There are too many imponderables in the rescue plan that has been devised now. A critical component of the bailout is infusion of equity from a new investor, which may or may not be an airline. Which investor would be willing to commit his funds into a company with a negative net worth of ₹7,242 crore (as of March 31, 2018) and whose shares were down by over 60% in just one year?

There is also a rights issue envisaged besides sale of aircraft that is expected to fetch ₹3,000 crore.

As of now, at least five aircraft have been grounded by the airline, though media reports say that it could be as many as nine. How many more aircraft can the airline dispose off without affecting its schedules?

What is Etihad’s gameplan here? The Gulf airline’s stake in Jet will drop by half to 12% after the issue of shares to banks. Yet, the rescue plan envisages that it would double to 24% again after the rights issue. Has Etihad committed to putting in the required money?

Why not IBC?

The larger question here is why did the lenders decide to rescue the airline instead of referring it to the bankruptcy court as they have done in so many other cases? That would have been the less controversial of the two options and probably safer too. What happens if the rescue doesn’t work to plan? Dragging the airline to bankruptcy court later will cause a loss to banks which would then have been demoted to the status of equity holders.

The parallels here with the Kingfisher bailout are too similar for comfort.

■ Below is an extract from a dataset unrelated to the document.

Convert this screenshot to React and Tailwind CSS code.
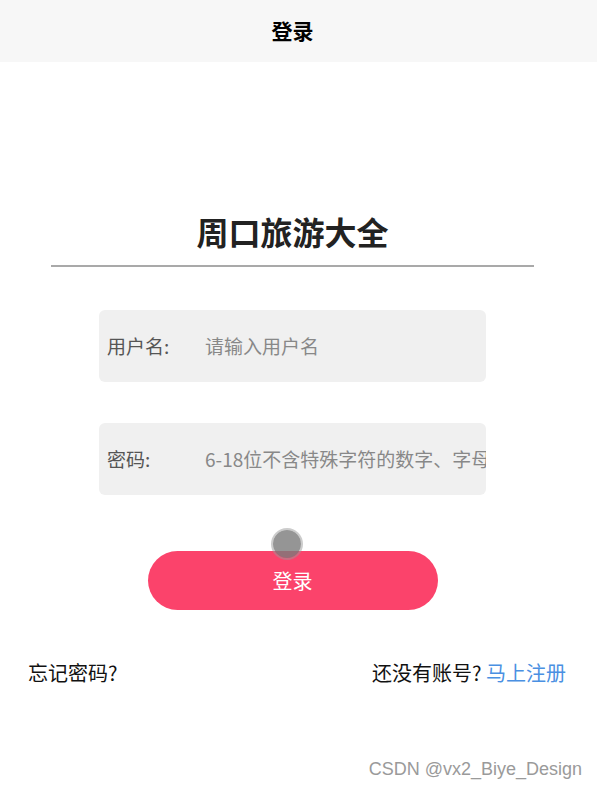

Banks need to come out with full disclosure on the deal, as it is public money that is now being used to fund a private airline. With public sector banks assuming majority ownership of Jet, the airline now de facto becomes a government company and will remain so at least until the rights issue goes through successfully. This means that the Government of India now owns and runs two airlines — Air India and Jet Airways. Both loss-making, with an uncertain future.